■ **Exercise description**: Find the lines holding the word "React" and collect them.

----

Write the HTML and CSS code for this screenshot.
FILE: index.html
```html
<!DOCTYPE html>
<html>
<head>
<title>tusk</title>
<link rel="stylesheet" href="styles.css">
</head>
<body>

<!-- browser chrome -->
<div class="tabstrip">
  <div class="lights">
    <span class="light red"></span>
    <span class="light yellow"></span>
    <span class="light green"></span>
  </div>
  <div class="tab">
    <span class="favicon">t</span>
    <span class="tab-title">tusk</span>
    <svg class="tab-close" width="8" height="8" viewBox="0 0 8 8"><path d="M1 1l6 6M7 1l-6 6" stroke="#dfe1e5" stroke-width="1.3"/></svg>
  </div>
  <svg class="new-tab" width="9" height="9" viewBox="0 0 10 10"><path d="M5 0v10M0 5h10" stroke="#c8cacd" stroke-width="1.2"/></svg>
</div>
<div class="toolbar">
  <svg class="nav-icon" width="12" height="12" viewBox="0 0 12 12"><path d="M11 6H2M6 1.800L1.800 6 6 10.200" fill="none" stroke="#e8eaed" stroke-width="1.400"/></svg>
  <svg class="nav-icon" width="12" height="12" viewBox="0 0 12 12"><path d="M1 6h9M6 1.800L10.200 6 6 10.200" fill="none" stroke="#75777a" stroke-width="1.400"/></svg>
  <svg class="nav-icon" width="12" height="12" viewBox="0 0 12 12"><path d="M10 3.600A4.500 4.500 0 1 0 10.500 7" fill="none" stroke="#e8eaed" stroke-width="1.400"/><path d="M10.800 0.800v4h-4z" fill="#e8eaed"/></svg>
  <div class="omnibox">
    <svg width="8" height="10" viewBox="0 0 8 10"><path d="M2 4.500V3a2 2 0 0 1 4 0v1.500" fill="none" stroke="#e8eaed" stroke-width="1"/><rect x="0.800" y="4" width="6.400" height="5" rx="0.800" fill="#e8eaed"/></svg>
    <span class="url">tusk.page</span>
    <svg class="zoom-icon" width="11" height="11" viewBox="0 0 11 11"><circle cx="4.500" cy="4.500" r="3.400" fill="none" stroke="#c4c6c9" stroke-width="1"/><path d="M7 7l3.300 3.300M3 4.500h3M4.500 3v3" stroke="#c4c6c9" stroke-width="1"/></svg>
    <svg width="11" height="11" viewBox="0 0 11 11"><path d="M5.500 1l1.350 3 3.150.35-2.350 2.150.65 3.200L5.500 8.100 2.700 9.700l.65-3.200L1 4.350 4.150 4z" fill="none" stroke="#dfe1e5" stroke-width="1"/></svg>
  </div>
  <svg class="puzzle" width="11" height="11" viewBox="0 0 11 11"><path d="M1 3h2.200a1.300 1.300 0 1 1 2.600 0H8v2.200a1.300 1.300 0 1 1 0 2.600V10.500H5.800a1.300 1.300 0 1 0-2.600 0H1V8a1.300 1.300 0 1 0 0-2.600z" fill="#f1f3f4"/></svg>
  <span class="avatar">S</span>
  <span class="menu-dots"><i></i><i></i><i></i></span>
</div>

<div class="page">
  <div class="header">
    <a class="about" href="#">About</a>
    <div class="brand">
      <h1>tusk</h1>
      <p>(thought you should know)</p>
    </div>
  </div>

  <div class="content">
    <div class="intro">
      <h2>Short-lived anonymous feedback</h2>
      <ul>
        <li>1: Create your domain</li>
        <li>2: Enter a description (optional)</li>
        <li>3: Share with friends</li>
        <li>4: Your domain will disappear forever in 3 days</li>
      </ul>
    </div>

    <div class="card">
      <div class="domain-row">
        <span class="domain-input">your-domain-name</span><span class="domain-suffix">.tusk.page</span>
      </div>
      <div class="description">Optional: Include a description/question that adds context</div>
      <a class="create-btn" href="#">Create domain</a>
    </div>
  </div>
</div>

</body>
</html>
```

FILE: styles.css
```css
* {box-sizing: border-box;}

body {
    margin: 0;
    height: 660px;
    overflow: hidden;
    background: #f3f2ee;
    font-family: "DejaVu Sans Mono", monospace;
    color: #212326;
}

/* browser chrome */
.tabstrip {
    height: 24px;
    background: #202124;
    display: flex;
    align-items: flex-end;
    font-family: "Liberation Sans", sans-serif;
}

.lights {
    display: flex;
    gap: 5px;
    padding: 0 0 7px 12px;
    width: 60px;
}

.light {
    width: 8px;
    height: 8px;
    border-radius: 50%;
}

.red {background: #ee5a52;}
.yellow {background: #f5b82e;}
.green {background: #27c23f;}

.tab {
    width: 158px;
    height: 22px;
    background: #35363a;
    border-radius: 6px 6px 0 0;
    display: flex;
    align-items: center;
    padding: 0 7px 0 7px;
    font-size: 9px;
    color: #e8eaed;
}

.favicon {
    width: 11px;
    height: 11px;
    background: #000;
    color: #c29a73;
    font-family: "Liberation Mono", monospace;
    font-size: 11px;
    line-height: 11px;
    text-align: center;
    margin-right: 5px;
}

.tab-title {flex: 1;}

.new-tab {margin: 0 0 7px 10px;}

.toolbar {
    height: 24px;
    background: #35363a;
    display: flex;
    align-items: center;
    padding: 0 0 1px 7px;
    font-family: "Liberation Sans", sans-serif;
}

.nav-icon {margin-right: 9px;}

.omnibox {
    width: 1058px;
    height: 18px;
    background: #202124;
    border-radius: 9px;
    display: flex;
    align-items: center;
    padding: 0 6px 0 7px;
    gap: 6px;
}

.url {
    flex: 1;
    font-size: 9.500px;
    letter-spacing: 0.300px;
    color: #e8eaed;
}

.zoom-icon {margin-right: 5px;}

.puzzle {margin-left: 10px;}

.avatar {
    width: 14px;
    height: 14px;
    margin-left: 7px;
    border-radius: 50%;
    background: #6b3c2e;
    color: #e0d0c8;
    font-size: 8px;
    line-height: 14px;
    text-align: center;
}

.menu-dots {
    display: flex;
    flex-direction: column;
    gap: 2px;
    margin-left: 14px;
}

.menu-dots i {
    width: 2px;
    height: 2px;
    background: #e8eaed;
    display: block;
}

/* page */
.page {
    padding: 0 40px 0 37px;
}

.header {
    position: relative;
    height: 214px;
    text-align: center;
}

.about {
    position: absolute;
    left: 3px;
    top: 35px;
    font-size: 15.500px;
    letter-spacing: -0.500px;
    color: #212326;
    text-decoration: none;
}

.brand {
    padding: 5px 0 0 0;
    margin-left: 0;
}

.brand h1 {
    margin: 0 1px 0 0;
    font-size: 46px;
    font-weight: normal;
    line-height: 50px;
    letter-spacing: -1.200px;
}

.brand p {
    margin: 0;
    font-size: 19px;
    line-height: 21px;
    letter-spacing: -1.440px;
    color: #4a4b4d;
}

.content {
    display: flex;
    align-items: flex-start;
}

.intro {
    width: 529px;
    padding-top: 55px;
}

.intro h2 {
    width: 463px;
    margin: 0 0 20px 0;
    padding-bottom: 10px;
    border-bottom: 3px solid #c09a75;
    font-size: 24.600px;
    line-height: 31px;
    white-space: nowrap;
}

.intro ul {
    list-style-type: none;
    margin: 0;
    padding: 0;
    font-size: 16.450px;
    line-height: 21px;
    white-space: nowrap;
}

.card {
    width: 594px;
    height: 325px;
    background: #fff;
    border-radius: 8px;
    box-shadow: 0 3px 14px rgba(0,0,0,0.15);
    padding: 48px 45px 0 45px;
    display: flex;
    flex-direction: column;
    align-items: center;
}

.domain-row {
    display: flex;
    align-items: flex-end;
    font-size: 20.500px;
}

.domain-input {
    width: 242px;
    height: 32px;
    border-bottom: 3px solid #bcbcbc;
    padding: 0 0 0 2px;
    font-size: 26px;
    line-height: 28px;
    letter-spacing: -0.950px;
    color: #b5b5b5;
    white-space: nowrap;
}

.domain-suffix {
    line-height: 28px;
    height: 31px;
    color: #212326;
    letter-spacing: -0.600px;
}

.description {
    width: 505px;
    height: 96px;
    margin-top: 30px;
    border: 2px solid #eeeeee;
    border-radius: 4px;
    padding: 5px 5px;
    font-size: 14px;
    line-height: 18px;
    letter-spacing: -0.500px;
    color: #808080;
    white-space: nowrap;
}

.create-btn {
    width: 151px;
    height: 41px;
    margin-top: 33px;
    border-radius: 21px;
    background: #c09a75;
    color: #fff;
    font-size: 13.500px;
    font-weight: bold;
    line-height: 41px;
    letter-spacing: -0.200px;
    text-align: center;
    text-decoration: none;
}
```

----

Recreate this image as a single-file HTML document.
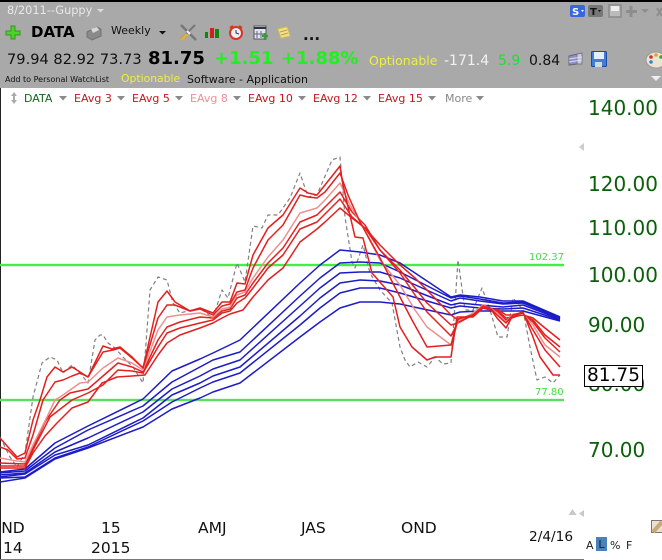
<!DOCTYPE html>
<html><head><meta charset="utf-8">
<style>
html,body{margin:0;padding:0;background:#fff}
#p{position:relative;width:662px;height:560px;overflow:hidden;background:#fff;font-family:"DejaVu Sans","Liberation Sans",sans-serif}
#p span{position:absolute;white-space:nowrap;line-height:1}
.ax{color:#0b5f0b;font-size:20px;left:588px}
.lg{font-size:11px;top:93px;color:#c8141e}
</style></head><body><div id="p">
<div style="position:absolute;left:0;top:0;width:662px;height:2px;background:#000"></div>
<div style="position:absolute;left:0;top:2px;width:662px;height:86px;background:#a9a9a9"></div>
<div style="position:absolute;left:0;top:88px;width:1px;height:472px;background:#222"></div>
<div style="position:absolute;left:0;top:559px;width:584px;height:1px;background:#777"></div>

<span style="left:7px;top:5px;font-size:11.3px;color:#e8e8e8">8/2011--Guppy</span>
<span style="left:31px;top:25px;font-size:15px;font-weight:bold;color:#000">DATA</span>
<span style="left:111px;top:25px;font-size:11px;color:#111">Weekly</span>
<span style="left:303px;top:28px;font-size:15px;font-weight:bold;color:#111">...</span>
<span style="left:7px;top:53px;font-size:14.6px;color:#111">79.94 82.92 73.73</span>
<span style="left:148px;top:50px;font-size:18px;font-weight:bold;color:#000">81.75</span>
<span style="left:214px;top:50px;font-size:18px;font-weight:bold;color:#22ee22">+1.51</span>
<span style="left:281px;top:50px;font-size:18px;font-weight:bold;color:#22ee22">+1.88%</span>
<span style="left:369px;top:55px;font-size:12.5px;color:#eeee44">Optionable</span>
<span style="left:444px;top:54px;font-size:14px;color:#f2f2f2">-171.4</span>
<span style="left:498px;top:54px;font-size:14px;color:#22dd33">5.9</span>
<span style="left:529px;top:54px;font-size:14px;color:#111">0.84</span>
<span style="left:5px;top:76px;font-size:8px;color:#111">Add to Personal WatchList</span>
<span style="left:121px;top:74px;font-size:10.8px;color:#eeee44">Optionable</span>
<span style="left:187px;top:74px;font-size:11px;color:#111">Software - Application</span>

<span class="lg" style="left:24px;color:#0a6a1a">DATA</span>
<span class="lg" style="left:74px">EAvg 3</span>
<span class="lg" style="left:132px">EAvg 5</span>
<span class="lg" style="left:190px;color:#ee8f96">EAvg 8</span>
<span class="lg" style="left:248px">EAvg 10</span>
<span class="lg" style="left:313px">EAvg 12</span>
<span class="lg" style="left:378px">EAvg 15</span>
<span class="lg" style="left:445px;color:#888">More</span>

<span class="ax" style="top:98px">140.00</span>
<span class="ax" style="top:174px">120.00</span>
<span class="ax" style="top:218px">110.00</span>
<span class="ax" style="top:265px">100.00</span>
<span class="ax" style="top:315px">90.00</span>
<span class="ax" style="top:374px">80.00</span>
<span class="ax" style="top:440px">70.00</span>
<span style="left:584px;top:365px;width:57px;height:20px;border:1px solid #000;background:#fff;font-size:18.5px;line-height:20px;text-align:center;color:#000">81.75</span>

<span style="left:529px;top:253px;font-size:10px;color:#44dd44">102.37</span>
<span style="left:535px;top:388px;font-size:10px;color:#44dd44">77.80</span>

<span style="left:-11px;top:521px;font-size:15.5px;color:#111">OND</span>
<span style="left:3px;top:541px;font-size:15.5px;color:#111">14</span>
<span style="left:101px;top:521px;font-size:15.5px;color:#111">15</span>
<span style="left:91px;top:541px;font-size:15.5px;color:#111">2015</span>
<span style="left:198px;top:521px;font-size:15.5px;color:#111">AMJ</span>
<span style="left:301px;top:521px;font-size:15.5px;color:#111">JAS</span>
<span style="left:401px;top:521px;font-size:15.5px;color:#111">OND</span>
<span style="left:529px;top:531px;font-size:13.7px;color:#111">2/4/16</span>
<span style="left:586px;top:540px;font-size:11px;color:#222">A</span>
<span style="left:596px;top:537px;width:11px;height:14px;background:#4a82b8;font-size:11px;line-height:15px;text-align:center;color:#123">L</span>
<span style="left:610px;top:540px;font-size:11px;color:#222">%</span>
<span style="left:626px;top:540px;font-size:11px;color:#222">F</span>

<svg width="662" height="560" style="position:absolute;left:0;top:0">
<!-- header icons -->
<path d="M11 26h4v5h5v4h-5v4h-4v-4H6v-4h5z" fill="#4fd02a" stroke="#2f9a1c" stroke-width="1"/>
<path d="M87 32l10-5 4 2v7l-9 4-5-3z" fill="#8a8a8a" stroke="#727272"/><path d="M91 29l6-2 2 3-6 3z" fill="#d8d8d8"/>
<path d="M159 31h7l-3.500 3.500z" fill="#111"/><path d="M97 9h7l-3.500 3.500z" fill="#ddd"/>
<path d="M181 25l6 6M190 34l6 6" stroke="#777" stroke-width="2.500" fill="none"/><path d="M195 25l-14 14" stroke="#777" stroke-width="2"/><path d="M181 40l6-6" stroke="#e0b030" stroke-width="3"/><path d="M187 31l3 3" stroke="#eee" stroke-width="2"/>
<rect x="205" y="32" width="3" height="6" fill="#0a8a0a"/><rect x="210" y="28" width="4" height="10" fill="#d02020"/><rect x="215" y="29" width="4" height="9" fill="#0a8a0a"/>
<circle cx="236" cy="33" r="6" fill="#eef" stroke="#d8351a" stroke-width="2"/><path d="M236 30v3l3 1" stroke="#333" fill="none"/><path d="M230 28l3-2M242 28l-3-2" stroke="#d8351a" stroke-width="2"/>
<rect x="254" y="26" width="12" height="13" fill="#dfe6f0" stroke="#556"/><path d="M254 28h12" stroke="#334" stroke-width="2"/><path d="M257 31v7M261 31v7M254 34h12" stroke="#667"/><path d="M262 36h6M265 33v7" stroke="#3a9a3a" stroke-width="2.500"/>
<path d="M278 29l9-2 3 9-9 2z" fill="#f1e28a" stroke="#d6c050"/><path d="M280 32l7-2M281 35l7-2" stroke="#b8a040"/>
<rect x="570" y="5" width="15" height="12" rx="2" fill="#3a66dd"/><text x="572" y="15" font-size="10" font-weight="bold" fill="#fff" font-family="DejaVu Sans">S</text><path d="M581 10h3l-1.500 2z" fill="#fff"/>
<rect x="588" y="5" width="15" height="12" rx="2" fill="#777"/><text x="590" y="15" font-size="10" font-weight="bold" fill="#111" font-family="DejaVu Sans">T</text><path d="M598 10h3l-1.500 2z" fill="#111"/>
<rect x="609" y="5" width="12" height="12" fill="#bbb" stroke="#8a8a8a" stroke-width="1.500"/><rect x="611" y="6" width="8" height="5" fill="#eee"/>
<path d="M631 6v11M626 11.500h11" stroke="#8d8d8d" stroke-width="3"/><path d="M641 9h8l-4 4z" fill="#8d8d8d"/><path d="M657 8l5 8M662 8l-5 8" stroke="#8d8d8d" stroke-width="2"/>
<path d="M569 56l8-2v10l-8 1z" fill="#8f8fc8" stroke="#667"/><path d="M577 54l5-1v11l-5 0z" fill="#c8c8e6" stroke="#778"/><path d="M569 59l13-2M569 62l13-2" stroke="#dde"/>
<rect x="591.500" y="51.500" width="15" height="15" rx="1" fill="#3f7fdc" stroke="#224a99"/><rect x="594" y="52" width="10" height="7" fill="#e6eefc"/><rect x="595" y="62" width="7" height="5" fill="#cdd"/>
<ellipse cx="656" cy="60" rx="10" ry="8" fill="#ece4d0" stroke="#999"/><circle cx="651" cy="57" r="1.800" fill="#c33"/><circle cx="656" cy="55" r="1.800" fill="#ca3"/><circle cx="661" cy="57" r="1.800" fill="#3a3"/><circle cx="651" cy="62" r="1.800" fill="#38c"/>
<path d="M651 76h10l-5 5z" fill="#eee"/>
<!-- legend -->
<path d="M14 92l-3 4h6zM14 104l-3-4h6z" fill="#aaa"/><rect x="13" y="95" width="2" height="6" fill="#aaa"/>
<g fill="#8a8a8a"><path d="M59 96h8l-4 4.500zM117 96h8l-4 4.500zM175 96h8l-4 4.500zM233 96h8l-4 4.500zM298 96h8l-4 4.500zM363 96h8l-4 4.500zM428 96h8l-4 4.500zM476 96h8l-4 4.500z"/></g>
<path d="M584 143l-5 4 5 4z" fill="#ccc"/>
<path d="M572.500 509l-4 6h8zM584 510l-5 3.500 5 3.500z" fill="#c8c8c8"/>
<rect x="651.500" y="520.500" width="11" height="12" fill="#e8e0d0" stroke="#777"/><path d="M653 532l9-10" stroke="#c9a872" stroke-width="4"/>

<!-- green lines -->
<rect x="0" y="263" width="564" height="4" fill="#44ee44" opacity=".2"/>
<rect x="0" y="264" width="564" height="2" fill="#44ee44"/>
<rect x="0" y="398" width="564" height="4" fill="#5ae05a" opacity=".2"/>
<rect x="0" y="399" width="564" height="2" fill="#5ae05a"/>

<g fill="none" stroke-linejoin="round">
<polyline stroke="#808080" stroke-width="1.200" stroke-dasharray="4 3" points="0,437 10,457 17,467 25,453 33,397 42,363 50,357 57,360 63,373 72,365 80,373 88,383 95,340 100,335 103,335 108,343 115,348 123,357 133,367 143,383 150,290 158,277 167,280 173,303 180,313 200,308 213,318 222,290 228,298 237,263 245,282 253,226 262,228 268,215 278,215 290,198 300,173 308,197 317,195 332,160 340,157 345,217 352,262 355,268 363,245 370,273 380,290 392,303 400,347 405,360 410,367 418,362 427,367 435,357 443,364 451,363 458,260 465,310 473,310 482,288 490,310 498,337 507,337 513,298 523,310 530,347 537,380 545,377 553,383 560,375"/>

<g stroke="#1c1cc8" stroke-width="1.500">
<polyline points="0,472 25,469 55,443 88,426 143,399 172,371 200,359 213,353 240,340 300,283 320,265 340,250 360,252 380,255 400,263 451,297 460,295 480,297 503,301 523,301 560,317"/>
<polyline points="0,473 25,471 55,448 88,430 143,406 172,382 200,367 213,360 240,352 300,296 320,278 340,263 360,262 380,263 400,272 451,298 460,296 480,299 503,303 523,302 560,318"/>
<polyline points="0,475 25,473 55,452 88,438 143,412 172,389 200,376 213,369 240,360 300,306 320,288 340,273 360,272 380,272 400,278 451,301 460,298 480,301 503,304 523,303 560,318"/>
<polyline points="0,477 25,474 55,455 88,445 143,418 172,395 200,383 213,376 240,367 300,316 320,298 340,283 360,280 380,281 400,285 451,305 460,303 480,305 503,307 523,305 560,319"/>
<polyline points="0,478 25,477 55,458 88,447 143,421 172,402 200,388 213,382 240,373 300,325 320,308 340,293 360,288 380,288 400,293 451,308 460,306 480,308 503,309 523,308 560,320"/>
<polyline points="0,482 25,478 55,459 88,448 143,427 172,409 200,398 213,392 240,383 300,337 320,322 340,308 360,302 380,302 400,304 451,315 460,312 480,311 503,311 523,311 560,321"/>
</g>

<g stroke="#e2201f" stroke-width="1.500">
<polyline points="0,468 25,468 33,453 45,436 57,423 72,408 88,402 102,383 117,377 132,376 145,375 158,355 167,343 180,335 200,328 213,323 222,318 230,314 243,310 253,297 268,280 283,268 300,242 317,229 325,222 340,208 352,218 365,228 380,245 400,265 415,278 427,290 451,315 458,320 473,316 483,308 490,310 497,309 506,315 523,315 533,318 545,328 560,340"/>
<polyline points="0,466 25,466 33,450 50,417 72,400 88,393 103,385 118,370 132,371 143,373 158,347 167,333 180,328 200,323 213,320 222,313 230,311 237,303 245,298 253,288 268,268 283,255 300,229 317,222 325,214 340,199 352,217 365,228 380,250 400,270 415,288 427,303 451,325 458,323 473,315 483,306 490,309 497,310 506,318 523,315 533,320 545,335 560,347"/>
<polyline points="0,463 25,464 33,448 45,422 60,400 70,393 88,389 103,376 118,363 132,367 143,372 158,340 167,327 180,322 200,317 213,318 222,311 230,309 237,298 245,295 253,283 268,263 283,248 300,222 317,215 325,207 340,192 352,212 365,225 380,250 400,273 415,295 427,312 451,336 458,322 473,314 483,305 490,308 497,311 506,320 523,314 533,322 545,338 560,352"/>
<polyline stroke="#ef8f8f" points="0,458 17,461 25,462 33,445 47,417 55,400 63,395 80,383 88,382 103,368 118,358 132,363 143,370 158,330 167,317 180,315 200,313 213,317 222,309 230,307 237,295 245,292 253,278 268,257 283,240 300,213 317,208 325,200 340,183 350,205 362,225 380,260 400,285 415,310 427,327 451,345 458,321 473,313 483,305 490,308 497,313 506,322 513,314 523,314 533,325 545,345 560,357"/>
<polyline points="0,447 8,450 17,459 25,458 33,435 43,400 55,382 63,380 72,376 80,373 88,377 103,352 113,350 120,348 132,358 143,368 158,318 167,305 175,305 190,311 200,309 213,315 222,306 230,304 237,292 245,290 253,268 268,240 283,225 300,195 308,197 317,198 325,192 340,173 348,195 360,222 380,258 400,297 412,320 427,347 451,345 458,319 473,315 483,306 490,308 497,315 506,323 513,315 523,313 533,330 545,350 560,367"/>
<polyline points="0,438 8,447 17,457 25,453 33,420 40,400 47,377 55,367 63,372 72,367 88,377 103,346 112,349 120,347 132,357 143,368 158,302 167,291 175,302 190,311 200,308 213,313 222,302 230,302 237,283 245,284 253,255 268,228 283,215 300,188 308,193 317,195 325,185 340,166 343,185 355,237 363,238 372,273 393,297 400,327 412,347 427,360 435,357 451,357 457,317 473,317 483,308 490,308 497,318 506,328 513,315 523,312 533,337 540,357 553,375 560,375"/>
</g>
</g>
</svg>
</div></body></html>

----

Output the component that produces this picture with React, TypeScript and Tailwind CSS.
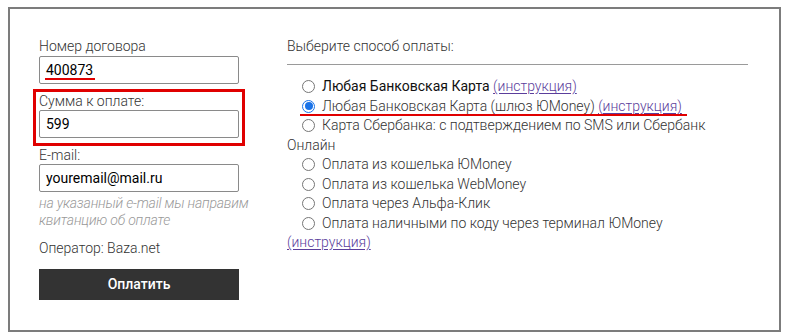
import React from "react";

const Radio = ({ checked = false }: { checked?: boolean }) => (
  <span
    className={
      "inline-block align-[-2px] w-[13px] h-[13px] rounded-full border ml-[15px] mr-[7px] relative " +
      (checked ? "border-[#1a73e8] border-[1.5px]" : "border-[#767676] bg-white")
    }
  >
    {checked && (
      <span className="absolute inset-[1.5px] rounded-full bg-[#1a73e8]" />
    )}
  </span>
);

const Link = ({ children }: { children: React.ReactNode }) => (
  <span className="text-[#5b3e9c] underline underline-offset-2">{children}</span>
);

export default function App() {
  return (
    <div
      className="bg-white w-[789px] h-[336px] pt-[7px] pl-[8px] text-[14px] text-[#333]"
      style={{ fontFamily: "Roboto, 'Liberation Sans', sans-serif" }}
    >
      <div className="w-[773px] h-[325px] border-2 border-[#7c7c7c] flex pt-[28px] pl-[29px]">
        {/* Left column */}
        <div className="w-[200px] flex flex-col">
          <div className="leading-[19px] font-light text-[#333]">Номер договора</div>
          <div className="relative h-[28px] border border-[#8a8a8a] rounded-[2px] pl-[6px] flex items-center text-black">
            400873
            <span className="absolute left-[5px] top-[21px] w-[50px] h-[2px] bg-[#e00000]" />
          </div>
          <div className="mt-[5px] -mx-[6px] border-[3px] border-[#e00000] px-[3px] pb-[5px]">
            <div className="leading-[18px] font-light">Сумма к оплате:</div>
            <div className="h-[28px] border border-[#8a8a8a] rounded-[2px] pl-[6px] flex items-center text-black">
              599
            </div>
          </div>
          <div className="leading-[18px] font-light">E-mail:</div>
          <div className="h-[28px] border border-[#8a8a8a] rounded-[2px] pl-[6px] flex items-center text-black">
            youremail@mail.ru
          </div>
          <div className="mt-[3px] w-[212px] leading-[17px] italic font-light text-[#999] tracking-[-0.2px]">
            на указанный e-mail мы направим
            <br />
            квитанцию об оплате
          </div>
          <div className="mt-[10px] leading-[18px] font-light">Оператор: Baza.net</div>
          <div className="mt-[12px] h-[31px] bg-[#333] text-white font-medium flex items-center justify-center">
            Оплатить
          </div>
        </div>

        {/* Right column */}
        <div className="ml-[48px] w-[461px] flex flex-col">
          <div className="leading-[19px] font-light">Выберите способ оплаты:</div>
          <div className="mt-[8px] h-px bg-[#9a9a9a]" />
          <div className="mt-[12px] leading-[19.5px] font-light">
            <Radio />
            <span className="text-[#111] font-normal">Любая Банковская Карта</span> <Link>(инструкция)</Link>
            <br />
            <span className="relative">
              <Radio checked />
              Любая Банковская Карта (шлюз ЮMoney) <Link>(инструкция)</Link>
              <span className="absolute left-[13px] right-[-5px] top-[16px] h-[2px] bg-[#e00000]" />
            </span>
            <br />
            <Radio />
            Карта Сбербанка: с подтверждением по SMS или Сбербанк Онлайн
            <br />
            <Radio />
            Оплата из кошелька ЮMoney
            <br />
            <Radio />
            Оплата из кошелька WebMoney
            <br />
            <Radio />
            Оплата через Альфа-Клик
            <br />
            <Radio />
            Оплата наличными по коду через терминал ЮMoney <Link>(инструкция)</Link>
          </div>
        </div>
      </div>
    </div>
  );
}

----

■ **Result**:
Output the component that produces this picture with React, TypeScript and Tailwind CSS.
import React from "react";
const Link = ({ children }: { children: React.ReactNode }) => (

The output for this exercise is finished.